I am the good shepherd, Jesus says, recalling Psalm 23. The good shepherd lays down his life for the sheep. Do we have to put our little bean on this vulnerable love for others? It appears we do. Is there any other game in the salvation Jesus brought us? No. 

I am the good shepherd. I know my own and my own know me. Just as the Father knows me and I know the Father. Do we have to put our little bean on the attention needed to know others and to know the Father? Is there any other game in the kingdom of heaven? 

I have other sheep that do not belong to this fold. I must bring them also, and they will listen to my voice. So there will be one flock and one shepherd. Do we have to put our little bean on this generosity without limits, this inclusiveness that has no bounds? Is any other game in the salvation of Jesus?

For this reason the Father loves me, Jesus says, because I lay down my life in order to take it up again. No one takes it from me, but I lay it down of my own accord. I have power to lay it down, and I have power to take it up again. I have received this command from my Father. Do we have to put our bean on this unbounded and voluntary self-control? Is there no other game in the kingdom of heaven?  
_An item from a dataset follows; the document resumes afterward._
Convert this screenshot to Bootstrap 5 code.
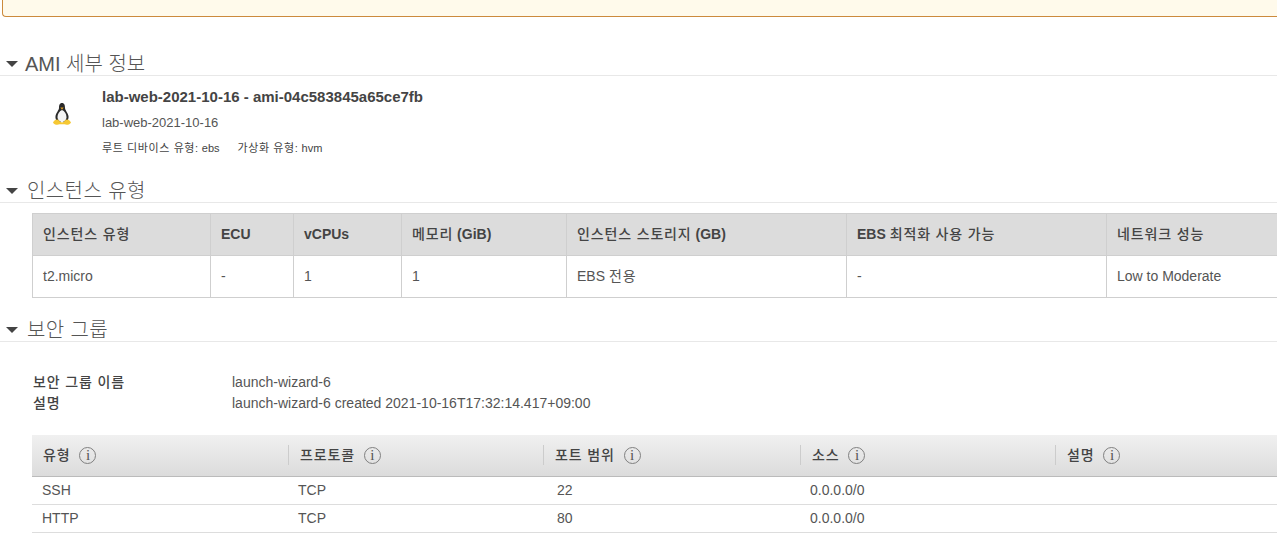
<!DOCTYPE html>
<html lang="ko">

<head>
    <meta charset="UTF-8">
    <meta name="viewport" content="width=device-width, initial-scale=1">
    <link href="https://cdn.jsdelivr.net/npm/bootstrap@5.3.3/dist/css/bootstrap.min.css" rel="stylesheet">
    <script src="https://cdn.jsdelivr.net/npm/bootstrap@5.3.3/dist/js/bootstrap.bundle.min.js"></script>
    <title>AMI 세부 정보</title>
    <style>
        html, body { height: 535px; overflow: hidden; }
        body {
            font-family: "Liberation Sans", "Noto Sans CJK KR", sans-serif;
            font-size: 14px;
            color: #444;
            background: #fff;
        }
        .ko-txt { letter-spacing: .85px; }
        .warn-box {
            height: 17px;
            margin-left: 2px;
            background: #fffaeb;
            border: 1px solid #cc8a3c;
            border-top: 0;
            border-right: 0;
            border-bottom-left-radius: 4px;
        }
        .sect-head {
            height: 26px;
            padding-left: 6px;
            gap: 7px;
            border-bottom: 1px solid #e8e8e8;
            font-size: 20px;
            font-weight: 300;
            line-height: 26px;
            color: #555;
        }
        .sect-head .sect-text { margin-top: 2px; }
        .sect-head .sect-ko { margin-left: 2px; letter-spacing: .4px; }
        .caret-down {
            width: 0;
            height: 0;
            margin-top: 2px;
            border-left: 6px solid transparent;
            border-right: 6px solid transparent;
            border-top: 6px solid #444;
        }
        .head-ami { margin-top: 33px; }
        .ami-body { height: 101px; padding-top: 11px; }
        .ami-icon { width: 102px; padding: 15px 0 0 52px; }
        .ami-title { font-size: 15px; font-weight: 700; color: #444; line-height: 20px; }
        .ami-name { font-size: 13px; line-height: 16px; margin-top: 8px; color: #555; }
        .ami-meta { font-size: 11px; line-height: 14px; margin-top: 10px; color: #444; gap: 18px; }
        .ami-meta .ko-txt { letter-spacing: .6px; }
        .type-wrap { padding: 10px 0 0 32px; height: 113px; }
        .type-table { width: 1245px; table-layout: fixed; border-collapse: collapse; margin: 0; }
        .type-table th, .type-table td {
            border: 1px solid #cfcfcf;
            padding: 0 10px;
            font-size: 14px;
            color: #444;
        }
        .type-table th { height: 42px; background: #dcdcdc; font-weight: 700; }
        .type-table th .ko-txt { font-weight: 500; }
        .type-table td { height: 42px; color: #555; }
        .sg-info { padding: 30px 0 0 33px; height: 93px; font-size: 14px; line-height: 21px; color: #555; }
        .sg-info dt { width: 199px; font-weight: 500; color: #444; }
        .rule-table { margin-left: 32px; width: 1245px; table-layout: fixed; border-collapse: collapse; }
        .rule-table th {
            height: 41px;
            padding: 0;
            font-size: 14px;
            font-weight: 500;
            color: #444;
            background: linear-gradient(#f0f0f0, #dcdcdc);
            border-bottom: 1px solid #bbb;
        }
        .rule-table td { height: 28px; padding: 0 10px; font-size: 14px; color: #555; border-bottom: 1px solid #ddd; }
        .rule-table td:nth-child(3) { padding-left: 14px; }
        .col-label { gap: 9px; height: 20px; padding-left: 11px; }
        .col-sep { border-left: 1px solid #ccc; }
        .info-mark {
            width: 17px;
            height: 17px;
            border: 1px solid #808080;
            border-radius: 50%;
            font-size: 15px;
            font-weight: 400;
            line-height: 15px;
            letter-spacing: 0;
            text-align: center;
            color: #555;
            font-family: "Liberation Serif", serif;
        }
    </style>
</head>

<body>
    <div class="warn-box"></div>

    <!-- AMI -->
    <div class="sect-head head-ami d-flex align-items-center">
        <span class="caret-down"></span><span class="sect-text">AMI 세부 정보</span>
    </div>
    <div class="ami-body d-flex">
        <div class="ami-icon">
            <svg width="20" height="24" viewBox="0 0 20 24">
                <path d="M10 1C7.500 1 7 3.500 7 6C7 8 4 11 3.500 14C3.200 16 4 18 5 20L15 20C16 18 16.800 16 16.500 14C16 11 13 8 13 6C13 3.500 12.500 1 10 1Z" fill="#2a2a2a"/>
                <path d="M10 8C7.500 9 5.500 12 5.500 15C5.500 17.500 7.500 20 10 20C12.500 20 14.500 17.500 14.500 15C14.500 12 12.500 9 10 8Z" fill="#f4f4f4"/>
                <path d="M8.300 5.500L11.700 5.500L10 7.800Z" fill="#e0a020"/>
                <path d="M1 20.500C2.500 17.500 5.500 16.500 7 18.500C8 19.500 9 20.500 10 20.500C11 20.500 12 19.500 13 18.500C14.500 16.500 17.500 17.500 19 20.500C18 22.800 14.500 23.300 12.500 22.300L7.500 22.300C5.500 23.300 2 22.800 1 20.500Z" fill="#f6c833"/>
            </svg>
        </div>
        <div>
            <div class="ami-title">lab-web-2021-10-16 - ami-04c583845a65ce7fb</div>
            <div class="ami-name">lab-web-2021-10-16</div>
            <div class="ami-meta d-flex">
                <span><span class="ko-txt">루트 디바이스 유형:</span> ebs</span>
                <span><span class="ko-txt">가상화 유형:</span> hvm</span>
            </div>
        </div>
    </div>

    <!-- instance type -->
    <div class="sect-head d-flex align-items-center">
        <span class="caret-down"></span><span class="sect-text sect-ko">인스턴스 유형</span>
    </div>
    <div class="type-wrap">
        <table class="type-table">
            <colgroup>
                <col style="width:178px"><col style="width:83px"><col style="width:108px"><col style="width:165px">
                <col style="width:280px"><col style="width:260px"><col style="width:171px">
            </colgroup>
            <thead>
                <tr>
                    <th><span class="ko-txt">인스턴스 유형</span></th><th>ECU</th><th>vCPUs</th>
                    <th><span class="ko-txt">메모리</span> (GiB)</th>
                    <th><span class="ko-txt">인스턴스 스토리지</span> (GB)</th>
                    <th>EBS <span class="ko-txt">최적화 사용 가능</span></th>
                    <th><span class="ko-txt">네트워크 성능</span></th>
                </tr>
            </thead>
            <tbody>
                <tr>
                    <td>t2.micro</td><td>-</td><td>1</td><td>1</td><td>EBS <span class="ko-txt">전용</span></td><td>-</td><td>Low to Moderate</td>
                </tr>
            </tbody>
        </table>
    </div>

    <!-- security group -->
    <div class="sect-head d-flex align-items-center">
        <span class="caret-down"></span><span class="sect-text sect-ko">보안 그룹</span>
    </div>
    <dl class="sg-info m-0">
        <div class="d-flex"><dt><span class="ko-txt">보안 그룹 이름</span></dt><dd class="m-0">launch-wizard-6</dd></div>
        <div class="d-flex"><dt><span class="ko-txt">설명</span></dt><dd class="m-0">launch-wizard-6 created 2021-10-16T17:32:14.417+09:00</dd></div>
    </dl>
    <table class="rule-table">
        <colgroup>
            <col style="width:256px"><col style="width:255px"><col style="width:257px"><col style="width:255px"><col style="width:222px">
        </colgroup>
        <thead>
            <tr>
                <th><div class="col-label d-flex align-items-center"><span class="ko-txt">유형</span> <span class="info-mark">i</span></div></th>
                <th><div class="col-label col-sep d-flex align-items-center"><span class="ko-txt">프로토콜</span> <span class="info-mark">i</span></div></th>
                <th><div class="col-label col-sep d-flex align-items-center"><span class="ko-txt">포트 범위</span> <span class="info-mark">i</span></div></th>
                <th><div class="col-label col-sep d-flex align-items-center"><span class="ko-txt">소스</span> <span class="info-mark">i</span></div></th>
                <th><div class="col-label col-sep d-flex align-items-center"><span class="ko-txt">설명</span> <span class="info-mark">i</span></div></th>
            </tr>
        </thead>
        <tbody>
            <tr><td>SSH</td><td>TCP</td><td>22</td><td>0.0.0.0/0</td><td></td></tr>
            <tr><td>HTTP</td><td>TCP</td><td>80</td><td>0.0.0.0/0</td><td></td></tr>
        </tbody>
    </table>
</body>

</html>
If the answer eludes us, our reading from 1 John encourages us:

We know love by this, that he laid down his life for us—and we ought to lay down our lives for one another. . . .Little children, let us love, not in word and speech, but in truth and action. . . . (3:16-18).

There were three men from Estonia in the Soviet prison camp where Alexander Solzhenitsyn was incarcerated, the Russian writer who later became a Nobel Prize winner. The Estonian Christians never talked about God, they just lived their faith. They were the hardest workers; they went out of their way to befriend everybody. One day when Solzhenitsyn was ready to commit suicide, one of them came up and drew the picture of a cross and walked away. Solzhenitsyn said, “I realized for the first time:

that was the . . . place where real freedom was to be found.”

The way of the cross leads home; there’s no other game.  Amen.